Qu’on me permette une comparaison, un peu hasardée peut-être. Imaginez que le Salon est un immense ragoût artistique, qui nous est servi tous les ans. Chaque peintre, chaque sculpteur envoie son morceau. Or, comme nous avons l’estomac délicat, on a cru prudent de nommer toute une troupe de cuisiniers pour accommoder ces victuailles de goûts et d’aspects si divers. On a craint les indigestions, et on a dit aux gardiens de la santé publique :

« Voici les éléments d’un mets excellent ; ménagez le poivre, car le poivre échauffe ; mettez de l’eau dans le vin, car la France est une grande nation qui ne peut perdre la tête. »
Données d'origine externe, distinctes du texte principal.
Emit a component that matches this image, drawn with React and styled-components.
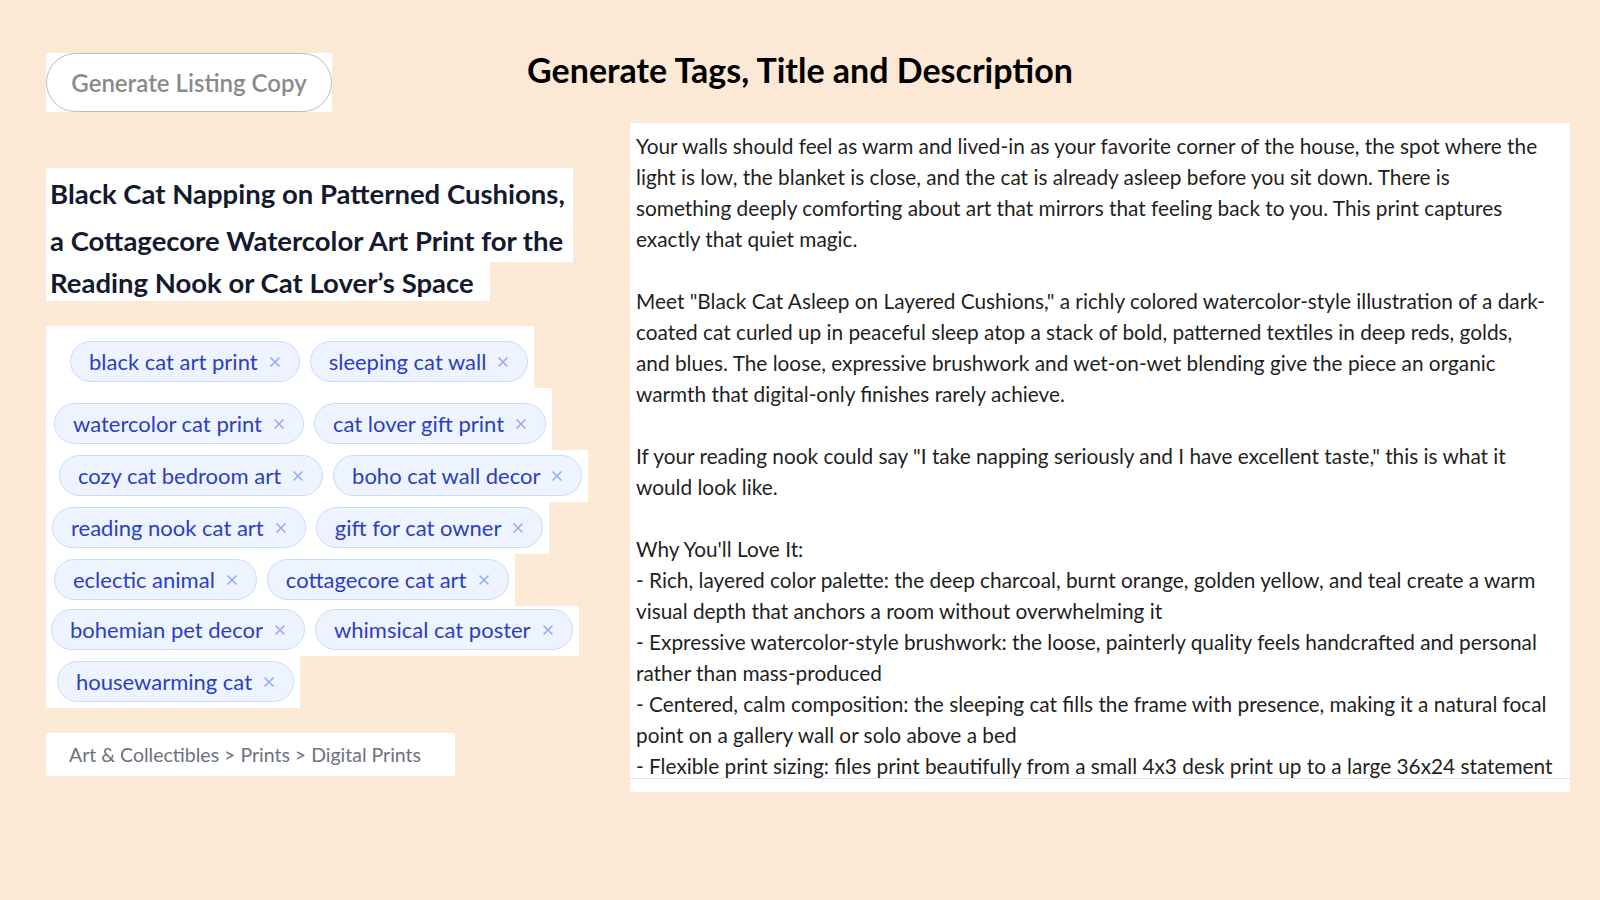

Il me semble, dès lors, que les cuisiniers jouent le grand rôle. Puisqu’on nous assaisonne notre admiration et qu’on nous mâche nos opinions, nous avons le droit de nous occuper avant tout de ces hommes complaisants qui veulent bien veiller à ce que nous ne nous gorgions pas comme des gloutons d’une nourriture de mauvaise qualité. Quand vous mangez un beefsteak, est-ce que vous vous inquiétez du bœuf ? Vous ne songez qu’à remercier ou à maudire le marmiton qui vous le sert trop ou pas assez saignant.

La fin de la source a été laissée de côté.